* [WHAT THE EXERCISE ASKS] Copy all the entries below exactly, but not the pictures.

* [INPUT DATA]
########################################
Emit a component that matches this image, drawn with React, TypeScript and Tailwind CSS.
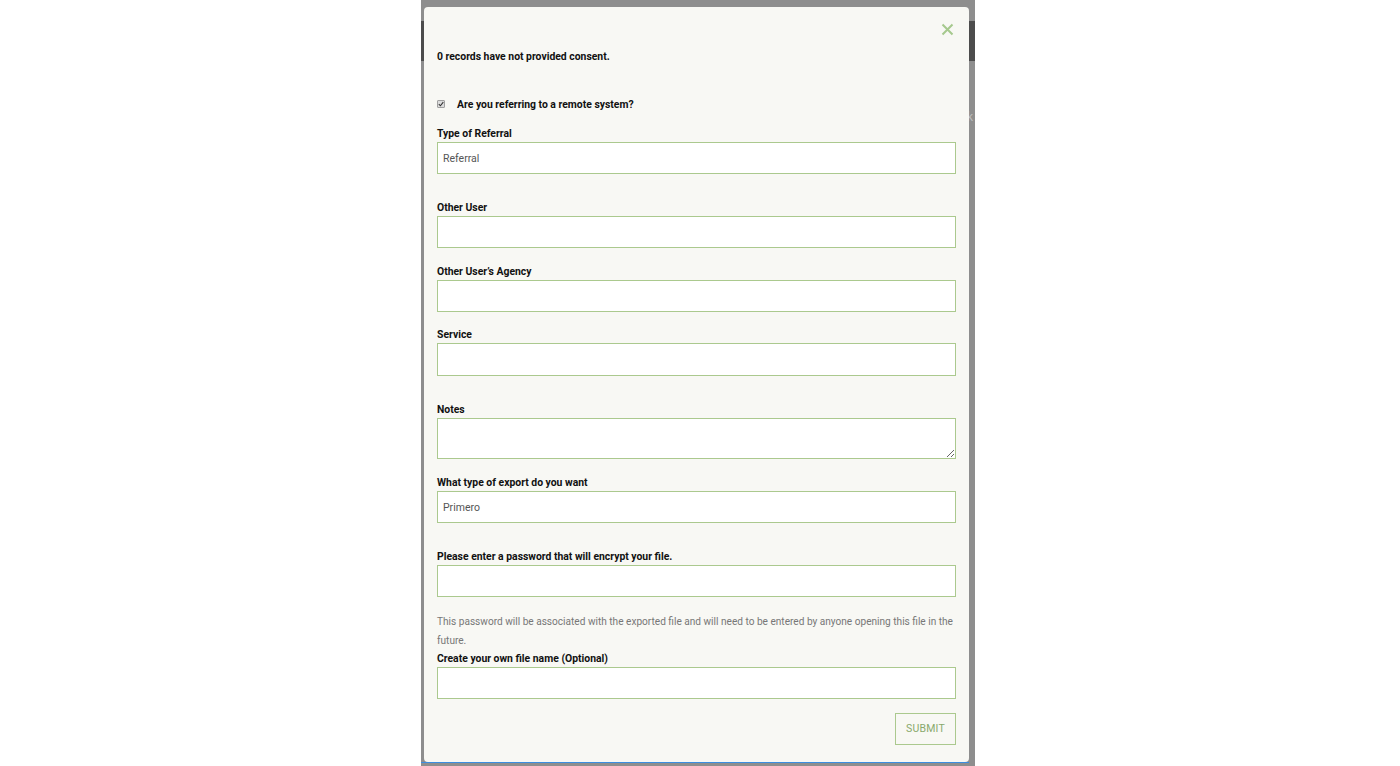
import React from "react";

const inputCls =
  "block w-full h-[32px] border border-[#abc98e] bg-white px-[5px] text-[10.5px] text-[#555] outline-none";

function Label({ children, className = "" }: { children: React.ReactNode; className?: string }) {
  return (
    <div className={"text-[10.4px] leading-[14px] font-bold text-[#111] mb-[1px] " + className}>
      {children}
    </div>
  );
}

export default function App() {
  return (
    <div
      className="w-[1400px] h-[766px] bg-white flex justify-start"
      style={{ fontFamily: "Roboto, 'Liberation Sans', sans-serif" }}
    >
      <div className="ml-[421px] w-[554px] h-[766px] bg-[#8e8e8e] flex flex-col">
        <div className="relative flex-1">
          {/* background page strips */}
          <div className="absolute left-0 top-[21px] w-[554px] h-[40px] bg-[#4c4c4c]" />
          <div className="absolute right-0 top-[106px] w-[8px] h-[22px] text-[12px] text-[#bbb] leading-[22px]">k</div>
          <div className="absolute left-0 top-[762px] w-[548px] h-[1px] bg-[#3d8de0]" />
          <div className="absolute left-[3px] top-[7px] w-[545px] h-[755px] rounded-[4px] bg-[#f8f8f4] px-[13px] flex flex-col">
            <div className="flex justify-end pt-[16px] pr-[2px] h-[39px]">
              <svg width="13" height="13" viewBox="0 0 13 13">
                <path d="M1.5 1.5 L11.5 11.5 M11.5 1.5 L1.5 11.5" stroke="#a6c98d" strokeWidth="2" />
              </svg>
            </div>
            <div className="text-[10.4px] leading-[14px] font-bold text-[#111] mt-[4px]">
              0 records have not provided consent.
            </div>
            <div className="flex items-center mt-[34px] h-[14px]">
              <span className="w-[8px] h-[8px] border border-[#a0a0a0] bg-[#dcdcdc] rounded-[1px] flex items-center justify-center -mt-[3px]">
                <svg width="6" height="6" viewBox="0 0 6 6">
                  <path d="M0.8 3.2 L2.4 4.8 L5.3 1.2" stroke="#333" strokeWidth="1.1" fill="none" />
                </svg>
              </span>
              <span className="ml-[12px] text-[10.4px] font-bold text-[#111]">
                Are you referring to a remote system?
              </span>
            </div>
            <Label className="mt-[15px]">Type of Referral</Label>
            <input className={inputCls} defaultValue="Referral" />
            <Label className="mt-[27px]">Other User</Label>
            <input className={inputCls} />
            <Label className="mt-[17px]">Other User’s Agency</Label>
            <input className={inputCls} />
            <Label className="mt-[16px]">Service</Label>
            <input className={inputCls + " h-[33px]"} />
            <Label className="mt-[27px]">Notes</Label>
            <textarea className="block w-full h-[41px] border border-[#abc98e] bg-white px-[5px] text-[10.5px] outline-none" />
            <Label className="mt-[17px]">What type of export do you want</Label>
            <input className={inputCls} defaultValue="Primero" />
            <Label className="mt-[27px]">Please enter a password that will encrypt your file.</Label>
            <input className={inputCls} />
            <div className="mt-[15px] text-[10.1px] leading-[19px] text-[#777]">
              This password will be associated with the exported file and will need to be entered by anyone opening this file in the future.
            </div>
            <Label className="mt-[2px]">Create your own file name (Optional)</Label>
            <input className={inputCls} />
            <div className="flex justify-end mt-[14px]">
              <button className="w-[61px] h-[32px] border border-[#abc98e] text-[10.5px] text-[#89a96c] tracking-[0.2px]">
                SUBMIT
              </button>
            </div>
          </div>
        </div>
      </div>
    </div>
  );
}
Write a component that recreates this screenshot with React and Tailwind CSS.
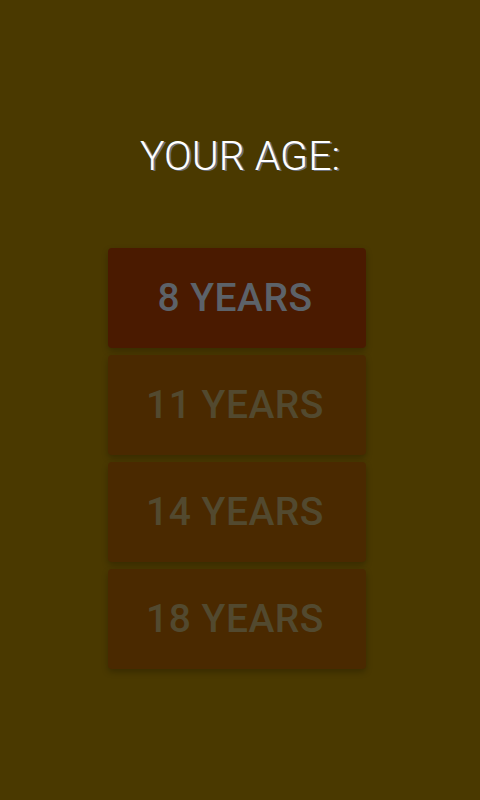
########################################
* [RESPONSE]
Emit a component that matches this image, drawn with React, TypeScript and Tailwind CSS.
import React from "react";

const inputCls =
  "block w-full h-[32px] border border-[#abc98e] bg-white px-[5px] text-[10.5px] text-[#555] outline-none";

function Label({ children, className = "" }: { children: React.ReactNode; className?: string }) {
  return (
    <div className={"text-[10.4px] leading-[14px] font-bold text-[#111] mb-[1px] " + className}>
      {children}
    </div>
  );
}

export default function App() {
  return (
    <div
      className="w-[1400px] h-[766px] bg-white flex justify-start"
      style={{ fontFamily: "Roboto, 'Liberation Sans', sans-serif" }}
    >
      <div className="ml-[421px] w-[554px] h-[766px] bg-[#8e8e8e] flex flex-col">
        <div className="relative flex-1">
          {/* background page strips */}
          <div className="absolute left-0 top-[21px] w-[554px] h-[40px] bg-[#4c4c4c]" />
          <div className="absolute right-0 top-[106px] w-[8px] h-[22px] text-[12px] text-[#bbb] leading-[22px]">k</div>
          <div className="absolute left-0 top-[762px] w-[548px] h-[1px] bg-[#3d8de0]" />
          <div className="absolute left-[3px] top-[7px] w-[545px] h-[755px] rounded-[4px] bg-[#f8f8f4] px-[13px] flex flex-col">
            <div className="flex justify-end pt-[16px] pr-[2px] h-[39px]">
              <svg width="13" height="13" viewBox="0 0 13 13">
                <path d="M1.5 1.5 L11.5 11.5 M11.5 1.5 L1.5 11.5" stroke="#a6c98d" strokeWidth="2" />
              </svg>
            </div>
            <div className="text-[10.4px] leading-[14px] font-bold text-[#111] mt-[4px]">
              0 records have not provided consent.
            </div>
            <div className="flex items-center mt-[34px] h-[14px]">
              <span className="w-[8px] h-[8px] border border-[#a0a0a0] bg-[#dcdcdc] rounded-[1px] flex items-center justify-center -mt-[3px]">
                <svg width="6" height="6" viewBox="0 0 6 6">
                  <path d="M0.8 3.2 L2.4 4.8 L5.3 1.2" stroke="#333" strokeWidth="1.1" fill="none" />
                </svg>
              </span>
              <span className="ml-[12px] text-[10.4px] font-bold text-[#111]">
                Are you referring to a remote system?
              </span>
            </div>
            <Label className="mt-[15px]">Type of Referral</Label>
            <input className={inputCls} defaultValue="Referral" />
            <Label className="mt-[27px]">Other User</Label>
            <input className={inputCls} />
            <Label className="mt-[17px]">Other User’s Agency</Label>
            <input className={inputCls} />
            <Label className="mt-[16px]">Service</Label>
            <input className={inputCls + " h-[33px]"} />
            <Label className="mt-[27px]">Notes</Label>
            <textarea className="block w-full h-[41px] border border-[#abc98e] bg-white px-[5px] text-[10.5px] outline-none" />
            <Label className="mt-[17px]">What type of export do you want</Label>
            <input className={inputCls} defaultValue="Primero" />
            <Label className="mt-[27px]">Please enter a password that will encrypt your file.</Label>
            <input className={inputCls} />
            <div className="mt-[15px] text-[10.1px] leading-[19px] text-[#777]">
              This password will be associated with the exported file and will need to be entered by anyone opening this file in the future.
            </div>
            <Label className="mt-[2px]">Create your own file name (Optional)</Label>
            <input className={inputCls} />
            <div className="flex justify-end mt-[14px]">
              <button className="w-[61px] h-[32px] border border-[#abc98e] text-[10.5px] text-[#89a96c] tracking-[0.2px]">
                SUBMIT
              </button>
            </div>
          </div>
        </div>
      </div>
    </div>
  );
}
Write a component that recreates this screenshot with React and Tailwind CSS.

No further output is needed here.